人には誰にでも「がんばりどき」があって、ママである私の頑張り時は「今」なんだと思うのだ。
「ゴールも時間もない世界」を生きている時期の子供を、「ゴールと時間のある世界」に毎日連れていくという、とても大変な時期を今がんばっている。

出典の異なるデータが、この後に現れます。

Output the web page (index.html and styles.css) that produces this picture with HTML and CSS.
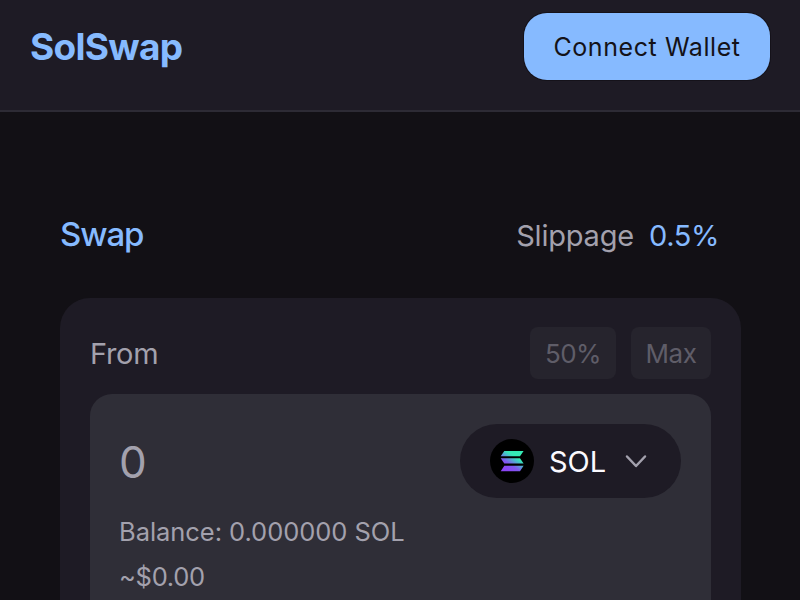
FILE: index.html
```html
<!DOCTYPE html>
<html lang="en">
<head>
<meta charset="utf-8">
<title>SolSwap</title>
<link rel="stylesheet" href="styles.css">
</head>
<body>
<header class="topbar">
  <div class="brand">SolSwap</div>
  <button class="connect">Connect Wallet</button>
</header>
<main class="swap">
  <div class="swap-head">
    <h1 class="title">Swap</h1>
    <div class="slippage"><span class="slippage-label">Slippage</span><span class="slippage-value">0.5%</span></div>
  </div>
  <section class="card">
    <div class="card-head">
      <span class="from">From</span>
      <div class="quick">
        <button class="chip chip-half">50%</button>
        <button class="chip chip-max">Max</button>
      </div>
    </div>
    <div class="field">
      <div class="field-row">
        <span class="amount">0</span>
        <button class="token">
          <svg class="coin" viewBox="0 0 44 44">
            <defs>
              <linearGradient id="sol" gradientUnits="userSpaceOnUse" x1="14" y1="32" x2="28" y2="11">
                <stop offset="0.1" stop-color="#8b45f5"/>
                <stop offset="0.35" stop-color="#8058ee"/>
                <stop offset="0.6" stop-color="#48bfca"/>
                <stop offset="0.72" stop-color="#35eab5"/>
              </linearGradient>
            </defs>
            <circle cx="22" cy="22" r="22" fill="#000"/>
            <path fill="url(#sol)" d="M14.3 12H33.6L30 17.2H10.7ZM10.7 19.2H30L33.6 24.6H14.3ZM14.3 26.8H33.6L30 32.2H10.7Z"/>
          </svg>
          <span class="symbol">SOL</span>
          <svg class="chevron" viewBox="0 0 22 14"><path d="M2 2.5L11 12L20 2.5" fill="none" stroke="#a3a1ad" stroke-width="2.5" stroke-linecap="round" stroke-linejoin="round"/></svg>
        </button>
      </div>
      <div class="meta balance">Balance: 0.000000 SOL</div>
      <div class="meta fiat">~$0.00</div>
    </div>
  </section>
</main>
</body>
</html>
```
FILE: styles.css
```css
* { box-sizing: border-box; }
html, body { height: 100%; }
body {
  display: flex;
  flex-direction: column;
  margin: 0;
  overflow: hidden;
  background: #121015;
  color: #a3a1ad;
  font-family: Inter, "Liberation Sans", sans-serif;
}
button {
  border: 0;
  margin: 0;
  font-family: inherit;
  white-space: nowrap;
}
.topbar {
  display: flex;
  flex: none;
  justify-content: space-between;
  align-items: flex-start;
  height: 112px;
  padding: 13px 30px 0;
  background: #1e1b25;
  border-bottom: 2px solid #2d2b35;
}
.brand {
  font-size: 37px;
  font-weight: 700;
  line-height: 67px;
  letter-spacing: -0.7px;
  color: #86baff;
}
.connect {
  width: 246px;
  height: 67px;
  padding: 1px 0 0;
  border-radius: 23px;
  background: #86baff;
  box-shadow: 0 0 0 1px #15121a;
  color: #141218;
  font-size: 25px;
  line-height: 66px;
  letter-spacing: 0.58px;
}
.swap {
  display: flex;
  flex: 1;
  flex-direction: column;
  min-height: 0;
  padding: 93px 59px 0 60px;
}
.swap-head {
  display: flex;
  flex: none;
  justify-content: space-between;
  align-items: center;
  height: 60px;
  padding-right: 22px;
}
.title {
  margin: -2px 0 0;
  font-size: 33px;
  font-weight: 500;
  letter-spacing: -1.1px;
  color: #86baff;
}
.slippage {
  display: flex;
  gap: 15px;
  font-size: 29px;
  letter-spacing: -0.2px;
}
.slippage-value { color: #86baff; letter-spacing: -0.4px; }
.card {
  display: flex;
  flex: 1;
  flex-direction: column;
  min-height: 0;
  margin-top: 33px;
  padding: 29px 30px 0;
  border-radius: 30px 30px 0 0;
  background: #1e1b25;
}
.card-head {
  display: flex;
  flex: none;
  justify-content: space-between;
  align-items: center;
  height: 53px;
}
.from { font-size: 29px; letter-spacing: -0.3px; }
.quick { display: flex; gap: 15px; margin-top: -1px; }
.chip {
  height: 52px;
  padding: 0;
  border-radius: 8px;
  background: #26242d;
  color: #5f5d68;
  font-size: 26px;
  letter-spacing: -0.5px;
}
.chip-half { width: 86px; }
.chip-max { width: 80px; }
.field {
  flex: 1;
  min-height: 0;
  margin-top: 14px;
  padding: 30px 30px 0;
  border-radius: 22px 22px 0 0;
  background: #2f2e37;
}
.field-row {
  display: flex;
  justify-content: space-between;
  align-items: center;
  height: 74px;
}
.amount { margin: 1px 0 0 -1px; font-size: 44px; }
.token {
  display: flex;
  align-items: center;
  width: 221px;
  height: 74px;
  padding: 0 0 0 30px;
  border-radius: 37px;
  background: #1e1b25;
}
.coin { width: 44px; height: 44px; }
.symbol {
  width: 61px;
  margin: 1px 0 0 15px;
  text-align: left;
  color: #fbfaff;
  font-size: 29px;
}
.chevron { width: 22px; height: 14px; margin-left: 15px; }
.meta { margin-left: -1px; font-size: 25.5px; line-height: 45px; letter-spacing: -0.05px; }
.balance { margin-top: 11px; }
.fiat { letter-spacing: -0.3px; }
```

でも同時に、もう長い間「ゴールと時間のある世界」を生きている私に、「ゴールも時間もない世界」を思い出させてくれるのは「息子」だったりする。
虹をみてキレイだと思ったり
寄り道をしたり
他愛のない話をしたり
そんなことをしていたら、ゴールにたどり着くのが遅くなってしまうし、「途中」の時間が長くなってしまうし、なんの意味もなくて、なんの為にもならないことかもしれないけれど、たまらなく幸せを感じてしまう愛おしい愛おしい時間。
時間の決まっている「行き」は
仕方がないとしても、
帰るときくらい、ゴールを忘れて。
帰るときくらい、時間を忘れて。
ゆっくりゆっくり帰ろうじゃないか。
送り迎えが毎日必要な日々は、あと数年も続かないだろう。小学生になったら息子もきっと「ゴールと時間のある世界」に片足を突っ込みはじめるのだろう。
それまではできるかぎり、
息子の生きている世界に寄り添って。
そしてその横で、
その「世界」を一緒に楽しめたら。
ゆったりとそんなふうに思えるのは、秋の心地よくてやわらかい、夕方の風のおかげだろうか。
私は今、
家に帰る「途中」で
子育ての「途中」で
やりたいことをやっている「途中」で
夢を叶える「途中」で
そして、人生の「途中」で。
もう「途中」のことが多すぎてウンザリしちゃうこともあるし、ゴールまで急ぎたくなることだってあるけれど、きっと「途中」は楽しいことなんだと思うのだ。
そう感じさせてくれているのは、
今日の場合は
大きな虹だったり
息子の笑顔だったり言葉だったり
遠回りだったり
少し欠けた月だったり。
そのことを、ただ忘れずにいたいなと思った。